Things get substantially more difficult when the intuition module is internal to the agent. How can the agent distinguish between the output of the intuition module (which might be a lie if the agent is operating within the intuition module’s counterfactual) and the reasoning which justifies the agent’s response to the intuition module’s output? At some point some reasoning must be trusted as the basis for a decision; if we expect that every thought might be an artifact of a counterfactual than we descend into madness.

One approach to this problem is to have a system of trusted beliefs which is “too small” to permit these difficulties, and to treat the external environment as adversarial (though subject to some mathematical restrictions, which you can manipulate by means of your trusted beliefs). It may be possible to carry out some TDT reasoning using a very small set of beliefs which can be trusted, and to bootstrap up to larger agents with better understanding by manipulating the environment.

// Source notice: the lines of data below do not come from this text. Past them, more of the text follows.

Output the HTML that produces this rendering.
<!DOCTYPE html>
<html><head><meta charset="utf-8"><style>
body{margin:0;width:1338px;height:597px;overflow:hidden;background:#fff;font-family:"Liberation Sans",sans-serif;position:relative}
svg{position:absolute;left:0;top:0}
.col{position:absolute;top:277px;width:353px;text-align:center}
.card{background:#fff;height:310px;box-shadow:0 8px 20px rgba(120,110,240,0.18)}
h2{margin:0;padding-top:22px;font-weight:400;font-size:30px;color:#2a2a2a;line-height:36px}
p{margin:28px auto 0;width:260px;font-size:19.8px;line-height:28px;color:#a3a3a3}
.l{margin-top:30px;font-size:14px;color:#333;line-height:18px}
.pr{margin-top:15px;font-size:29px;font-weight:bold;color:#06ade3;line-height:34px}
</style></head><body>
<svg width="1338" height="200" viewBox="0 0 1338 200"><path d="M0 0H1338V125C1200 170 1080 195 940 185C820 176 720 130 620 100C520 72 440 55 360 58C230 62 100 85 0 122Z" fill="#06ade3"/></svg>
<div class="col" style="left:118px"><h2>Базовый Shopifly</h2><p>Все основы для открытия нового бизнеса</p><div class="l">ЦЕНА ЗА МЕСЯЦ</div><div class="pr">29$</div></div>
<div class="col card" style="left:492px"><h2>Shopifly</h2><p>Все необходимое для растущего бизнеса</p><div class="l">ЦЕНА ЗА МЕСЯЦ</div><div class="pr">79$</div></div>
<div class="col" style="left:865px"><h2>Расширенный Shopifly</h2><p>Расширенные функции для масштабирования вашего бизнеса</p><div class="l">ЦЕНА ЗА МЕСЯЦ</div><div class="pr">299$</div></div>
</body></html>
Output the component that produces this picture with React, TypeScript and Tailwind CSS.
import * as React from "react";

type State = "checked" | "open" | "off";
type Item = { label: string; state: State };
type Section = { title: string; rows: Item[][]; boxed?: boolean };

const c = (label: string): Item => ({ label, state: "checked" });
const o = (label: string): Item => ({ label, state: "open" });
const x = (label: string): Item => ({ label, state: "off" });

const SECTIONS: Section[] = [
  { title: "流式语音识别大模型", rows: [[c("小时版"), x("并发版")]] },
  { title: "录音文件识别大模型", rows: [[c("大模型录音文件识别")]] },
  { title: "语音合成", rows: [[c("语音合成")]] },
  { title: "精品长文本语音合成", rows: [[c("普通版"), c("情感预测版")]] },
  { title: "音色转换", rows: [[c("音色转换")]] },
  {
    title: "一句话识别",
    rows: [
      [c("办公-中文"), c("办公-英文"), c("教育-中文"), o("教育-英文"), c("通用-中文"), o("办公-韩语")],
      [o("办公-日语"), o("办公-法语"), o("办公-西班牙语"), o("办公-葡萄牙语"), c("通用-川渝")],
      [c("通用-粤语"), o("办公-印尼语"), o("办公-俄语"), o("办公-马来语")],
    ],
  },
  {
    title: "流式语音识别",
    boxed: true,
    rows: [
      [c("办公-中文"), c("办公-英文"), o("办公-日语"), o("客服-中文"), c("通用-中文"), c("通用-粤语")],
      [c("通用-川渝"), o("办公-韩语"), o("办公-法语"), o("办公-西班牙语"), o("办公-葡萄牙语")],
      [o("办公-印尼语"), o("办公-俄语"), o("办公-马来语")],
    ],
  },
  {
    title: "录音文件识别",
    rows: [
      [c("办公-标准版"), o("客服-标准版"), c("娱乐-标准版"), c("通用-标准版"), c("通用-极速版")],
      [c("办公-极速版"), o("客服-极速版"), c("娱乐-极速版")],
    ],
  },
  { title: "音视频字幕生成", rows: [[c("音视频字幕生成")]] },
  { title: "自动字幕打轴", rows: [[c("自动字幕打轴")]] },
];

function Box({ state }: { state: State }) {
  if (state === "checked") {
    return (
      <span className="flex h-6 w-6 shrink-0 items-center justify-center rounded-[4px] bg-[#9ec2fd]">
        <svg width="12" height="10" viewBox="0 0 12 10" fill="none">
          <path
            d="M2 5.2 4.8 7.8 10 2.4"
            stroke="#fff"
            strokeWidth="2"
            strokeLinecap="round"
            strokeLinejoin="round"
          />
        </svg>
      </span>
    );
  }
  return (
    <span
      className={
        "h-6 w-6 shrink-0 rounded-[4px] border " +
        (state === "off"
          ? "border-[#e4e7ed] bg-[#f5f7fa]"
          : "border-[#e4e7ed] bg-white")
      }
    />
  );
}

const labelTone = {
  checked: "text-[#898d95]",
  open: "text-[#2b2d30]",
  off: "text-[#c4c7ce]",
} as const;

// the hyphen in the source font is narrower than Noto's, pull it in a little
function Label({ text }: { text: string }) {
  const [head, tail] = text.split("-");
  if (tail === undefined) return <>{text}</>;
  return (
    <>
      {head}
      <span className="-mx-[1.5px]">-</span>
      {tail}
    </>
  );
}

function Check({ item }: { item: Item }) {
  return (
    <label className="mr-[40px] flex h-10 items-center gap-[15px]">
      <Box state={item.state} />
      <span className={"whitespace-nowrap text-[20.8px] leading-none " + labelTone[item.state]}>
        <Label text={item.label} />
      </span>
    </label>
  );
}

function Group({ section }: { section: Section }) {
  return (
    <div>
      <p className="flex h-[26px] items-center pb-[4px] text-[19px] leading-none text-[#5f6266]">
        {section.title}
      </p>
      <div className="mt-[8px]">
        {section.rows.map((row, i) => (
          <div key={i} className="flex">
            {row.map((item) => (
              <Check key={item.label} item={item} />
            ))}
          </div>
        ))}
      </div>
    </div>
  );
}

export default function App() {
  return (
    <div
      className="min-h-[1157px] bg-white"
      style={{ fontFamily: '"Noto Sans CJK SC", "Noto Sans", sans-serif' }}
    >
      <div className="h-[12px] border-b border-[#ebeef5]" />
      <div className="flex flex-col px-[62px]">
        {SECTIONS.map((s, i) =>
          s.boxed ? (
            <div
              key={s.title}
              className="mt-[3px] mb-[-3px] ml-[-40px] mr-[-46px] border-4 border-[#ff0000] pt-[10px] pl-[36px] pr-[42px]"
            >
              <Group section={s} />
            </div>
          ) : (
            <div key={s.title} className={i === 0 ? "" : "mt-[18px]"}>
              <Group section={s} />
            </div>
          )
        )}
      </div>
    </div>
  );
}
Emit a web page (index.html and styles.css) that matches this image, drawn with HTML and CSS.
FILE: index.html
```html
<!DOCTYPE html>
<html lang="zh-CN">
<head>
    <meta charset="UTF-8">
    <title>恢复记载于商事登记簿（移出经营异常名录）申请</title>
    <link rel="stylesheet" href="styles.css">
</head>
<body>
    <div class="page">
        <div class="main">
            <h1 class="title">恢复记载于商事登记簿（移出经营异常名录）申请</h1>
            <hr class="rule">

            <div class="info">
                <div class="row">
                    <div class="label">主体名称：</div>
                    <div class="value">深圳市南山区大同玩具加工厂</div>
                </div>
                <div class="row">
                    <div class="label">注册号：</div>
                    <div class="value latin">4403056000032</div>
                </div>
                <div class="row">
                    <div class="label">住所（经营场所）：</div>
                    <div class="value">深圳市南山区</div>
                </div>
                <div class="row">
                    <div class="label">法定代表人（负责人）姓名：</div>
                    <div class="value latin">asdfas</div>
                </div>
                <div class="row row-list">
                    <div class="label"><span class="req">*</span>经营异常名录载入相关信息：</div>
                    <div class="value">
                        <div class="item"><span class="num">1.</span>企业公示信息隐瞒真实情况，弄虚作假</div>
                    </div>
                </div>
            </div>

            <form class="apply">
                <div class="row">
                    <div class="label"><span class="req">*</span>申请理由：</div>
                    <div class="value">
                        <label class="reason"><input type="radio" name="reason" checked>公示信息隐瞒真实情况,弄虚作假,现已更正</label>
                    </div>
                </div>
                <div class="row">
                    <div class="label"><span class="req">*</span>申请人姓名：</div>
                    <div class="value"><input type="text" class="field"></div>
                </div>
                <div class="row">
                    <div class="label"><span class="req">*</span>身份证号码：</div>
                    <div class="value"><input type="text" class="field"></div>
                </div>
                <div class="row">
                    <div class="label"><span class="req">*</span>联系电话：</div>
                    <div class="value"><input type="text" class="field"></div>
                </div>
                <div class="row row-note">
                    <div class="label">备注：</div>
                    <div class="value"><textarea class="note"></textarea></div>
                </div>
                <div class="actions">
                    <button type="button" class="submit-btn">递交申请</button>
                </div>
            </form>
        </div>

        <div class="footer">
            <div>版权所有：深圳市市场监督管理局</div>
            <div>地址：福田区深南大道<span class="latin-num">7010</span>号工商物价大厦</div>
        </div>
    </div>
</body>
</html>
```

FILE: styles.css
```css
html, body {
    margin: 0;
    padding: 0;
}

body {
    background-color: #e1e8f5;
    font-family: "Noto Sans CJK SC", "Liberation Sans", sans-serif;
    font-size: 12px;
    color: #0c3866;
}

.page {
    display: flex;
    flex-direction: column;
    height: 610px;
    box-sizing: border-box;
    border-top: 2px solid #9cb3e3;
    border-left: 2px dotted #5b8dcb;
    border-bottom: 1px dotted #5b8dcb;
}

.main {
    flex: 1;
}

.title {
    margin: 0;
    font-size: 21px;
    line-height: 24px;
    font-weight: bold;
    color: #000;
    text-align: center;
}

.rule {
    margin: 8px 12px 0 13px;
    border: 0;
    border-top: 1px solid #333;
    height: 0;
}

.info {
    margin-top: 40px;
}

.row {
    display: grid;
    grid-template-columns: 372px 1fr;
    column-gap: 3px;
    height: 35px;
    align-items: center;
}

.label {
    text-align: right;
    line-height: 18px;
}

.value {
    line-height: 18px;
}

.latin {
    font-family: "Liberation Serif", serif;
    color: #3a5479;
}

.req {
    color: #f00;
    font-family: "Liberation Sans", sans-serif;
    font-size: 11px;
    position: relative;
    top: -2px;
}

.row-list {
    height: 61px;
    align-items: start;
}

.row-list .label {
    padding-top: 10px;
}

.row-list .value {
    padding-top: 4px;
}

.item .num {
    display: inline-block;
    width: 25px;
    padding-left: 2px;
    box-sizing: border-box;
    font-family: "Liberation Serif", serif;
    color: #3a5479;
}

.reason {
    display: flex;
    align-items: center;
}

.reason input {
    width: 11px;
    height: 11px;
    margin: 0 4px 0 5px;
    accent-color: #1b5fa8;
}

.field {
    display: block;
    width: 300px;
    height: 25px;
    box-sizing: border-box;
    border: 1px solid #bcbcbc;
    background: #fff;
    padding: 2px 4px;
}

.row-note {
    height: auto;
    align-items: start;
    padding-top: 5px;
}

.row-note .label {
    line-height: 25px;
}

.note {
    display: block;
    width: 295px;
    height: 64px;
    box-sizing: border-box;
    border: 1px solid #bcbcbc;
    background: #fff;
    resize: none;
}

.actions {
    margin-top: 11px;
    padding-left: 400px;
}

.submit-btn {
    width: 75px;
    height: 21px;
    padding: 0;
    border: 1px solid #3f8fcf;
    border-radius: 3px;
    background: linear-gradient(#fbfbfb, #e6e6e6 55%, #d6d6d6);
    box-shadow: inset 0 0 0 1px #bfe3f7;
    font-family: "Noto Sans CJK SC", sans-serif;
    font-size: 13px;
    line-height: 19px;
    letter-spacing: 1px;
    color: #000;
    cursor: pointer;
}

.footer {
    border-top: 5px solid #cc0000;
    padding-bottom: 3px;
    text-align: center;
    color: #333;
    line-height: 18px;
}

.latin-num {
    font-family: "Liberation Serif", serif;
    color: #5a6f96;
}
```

Nothing here can be stated formally, but here is the mental imagery behind this intuition. Consider a human operator, inside a “robot TDT” controlled from the inside. The human is able to handle some TDT-style reasoning, like the sort outlined above, but it cannot in general reason about statements complicated enough to talk about the robot it is controlling. Nevertheless, by using this sort of minimal TDT reasoning, it may be able to direct the robot sensibly/reflectively consistently. For example, if the human sees that the robot has produced a proof that “If I take X I will receive negative utility” the human can understand that it might just be in a counterfactual, so its decisions may have consequences other than the obvious ones.

(To the extent that this mode of thinking is useful, I expect it to be as an intuition pump for discovering what arguments should really motivate action. The human’s position seems to be little more than a restatement of our current situation with respect to decision theory, which intuition might do better on.)